02 February 2010

Bribery, Corruption Also

This friendly handshake is how corruption may appear, both in Sweden and in Colombia. The illustration is on the cover of a most interesting official report: The structure of corruption in Sweden [in Swedish]. The report describes common "Swedish" forms of corruption. In principle they do not differ much from Colombian forms. The roles are the same - and there are at least two characters, a suborner and a corrupt person. There may be others as well: middlemen, hatchet men, and ... lawyers.

The differences are in the use of threats, extorsion or violence, the level of discretion, and the sheer size of it.

In Sweden bribery is usually quite subtile, demands are often not specified and bribes come afterwards. If discovered one can pretend it was a grateful gift, not a precondition for, e.g. a contract. It might still be against the codes, but it is difficult to prove any criminal act.

In Colombia things are otherwise. The economy of bribery is substantial. In an interview in El Tiempo (11 Jan 2010) Oscar Ortíz, the government's zar anticorrupción, estimates that bribes in 2009 amounted to 4 billion pesos, equivalent to all direct foreign investment in Colombia. This is enormous. In order to get a public contract to build a bridge, a school, maintain roads, provide school lunches or health services ... contractors have to pay an average of 12.9% in bribes.

This is the situation at all levels, when building highways in Bogotá - and when repairing the school lavatory in a remote village. And the scale of it, 12.9% of all public investments. Enough to pay for the education of 325.000 children!

However, the more widely known and perceptible corruption in Colombia is about unlawful influences, sometimes achieved through violence, harassment and threats, but very often they are part of mutual agreements, trading of favours, clientilism and nepotism. This explains why the chief paramilitary leader Salvatore Mancuso could triumphantly declare after the 2006 elections that his organisation now controlled 35% of the congress. He has proven to be right, which I shall probably want to show in future columns.

We are coming closer to today's target: strange things happened before the presidential elections in 2006. As now it was not in accordance with the constitution to reelect the president - then as now Alvaro Uribe. Attempts were made to change the rules, but failure seemed unevitable. The final battle would be in the 1st commission of the Congress, but there was a deadlock. Voting was postponed, talks went on and on - and at last the vote: surprise, surprise, in favour of allowing reelection! One of the representatives had changed her mind and was now in favour, Yidis Medina. Another was absent, Teodolindo Avendaño. This happened in 2004, and preparations for the 2006 (re-)election could continue.

Uribe was elected. His political allies were in control of the Congress. Many of these allies depended on paramilitary support for their success in the parliamentary elections.

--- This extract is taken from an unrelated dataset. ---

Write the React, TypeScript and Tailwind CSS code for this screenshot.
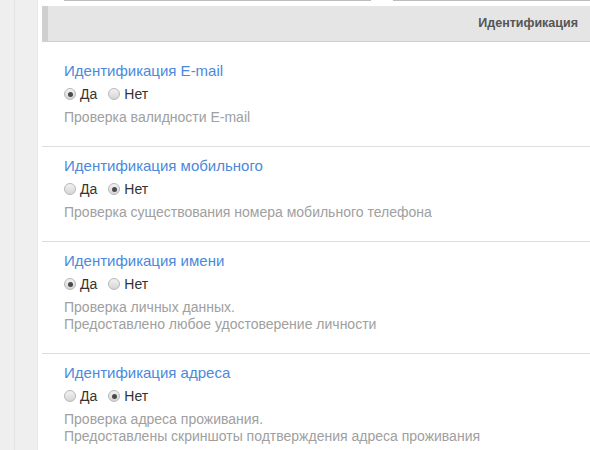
import React from 'react';

interface Check {
  title: string;
  enabled: boolean;
  lines: string[];
}

const checks: Check[] = [
  { title: 'Идентификация E-mail', enabled: true, lines: ['Проверка валидности E-mail'] },
  { title: 'Идентификация мобильного', enabled: false, lines: ['Проверка существования номера мобильного телефона'] },
  {
    title: 'Идентификация имени',
    enabled: true,
    lines: ['Проверка личных данных.', 'Предоставлено любое удостоверение личности'],
  },
  {
    title: 'Идентификация адреса',
    enabled: false,
    lines: ['Проверка адреса проживания.', 'Предоставлены скриншоты подтверждения адреса проживания'],
  },
];

const Radio: React.FC<{ checked: boolean; label: string }> = ({ checked, label }) => (
  <label className="flex items-center gap-[4px]">
    <span className="flex h-[12px] w-[12px] items-center justify-center rounded-full border border-[#b8b8b8] bg-gradient-to-b from-[#f2f2f2] to-[#d6d6d6]">
      {checked && <span className="h-[5px] w-[5px] rounded-full bg-[#4a4a4a]" />}
    </span>
    <span className="text-[14px] text-[#333]">{label}</span>
  </label>
);

export default function App() {
  return (
    <div className="flex h-[450px] w-[590px] overflow-hidden bg-white" style={{ fontFamily: '"Liberation Sans", Arial, sans-serif' }}>
      <div className="flex h-full w-[38px] shrink-0 bg-[#efefef]">
        <div className="w-[15px] border-r border-[#e2e2e2]" />
        <div className="flex-1 border-r border-[#e8e8e8]" />
      </div>
      <div className="ml-[4px] flex-1">
        <div className="flex h-[6px]">
          <div className="ml-[22px] w-[307px] border-t border-[#bdbdbd]" />
          <div className="ml-[22px] flex-1 border-t border-[#bdbdbd]" />
        </div>
        <div className="mb-[10px] flex h-[36px] items-center justify-end border-b border-l-[6px] border-[#cfcfcf] bg-[#e5e5e5] pr-[12px] text-[12.5px] font-bold text-[#555]">
          Идентификация
        </div>
        {checks.map((c, i) => (
          <div key={i} className={`px-[22px] pt-[9px] pb-[20px] ${i < checks.length - 1 ? 'border-b border-[#dddddd]' : ''}`}>
            <div className="text-[15px] leading-[20px] text-[#4a89dc]">{c.title}</div>
            <div className="mt-[3px] flex h-[20px] items-center gap-[11px]">
              <Radio checked={c.enabled} label="Да" />
              <Radio checked={!c.enabled} label="Нет" />
            </div>
            <div className="mt-[5px] text-[14px] leading-[17px] text-[#a0a0a0]">
              {c.lines.map((l, j) => (
                <div key={j}>{l}</div>
              ))}
            </div>
          </div>
        ))}
      </div>
    </div>
  );
}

Then, in 2008 the independent television channel Noticias Uno broadcast an interview with Yidis Medina, recorded in 2004 [watch in Youtube].

In the interview Medina tells how she traded her vote for favours, contracts, jobs to her political allies and personal friends. She had agreed to record the interview as an insurance, it would only be broadcast in case something happened to her. In 2008, 4 years later, she decided to release the interview as a revenge, as president Uribe and his collaborators had not fulfilled their promises to her. She told in considerable detail what persons had been involved, among them were various ministers including the minister of justice Sabas Pretelt, later ambassador in Italy and recently appointed director og the UN World Food Programme - as well as president Uribe himself.

Yidis Medina was of course arrested, as she had confessed. Also Avendaño and his collaborator Iván Díaz Mateus were arrested. The Supreme Court gave them prison sentences of 4, 8 and 6 years, respectively.

The president and his people denied everything. They certainly had not committed any bribery, and Uribe said about Medina that she acted as a criminal, and that "her vote helped but now she appears as a failed woman, unsatisfied because her extortion attempt did not work."

So, here we have a strange case with three corrupt members of congress condemned for receiving bribes, but noone has ever been found guilty of the bribery. And Yidis Medina's important vote was not invalidated, so the constitution still permits reelection, once. And Uribe still rules.



PS. The headline "Bribery, Corruption Also" is also the title of a novel by H.R.F. Keating. One of the book's themes might be called "the ethics of bribery".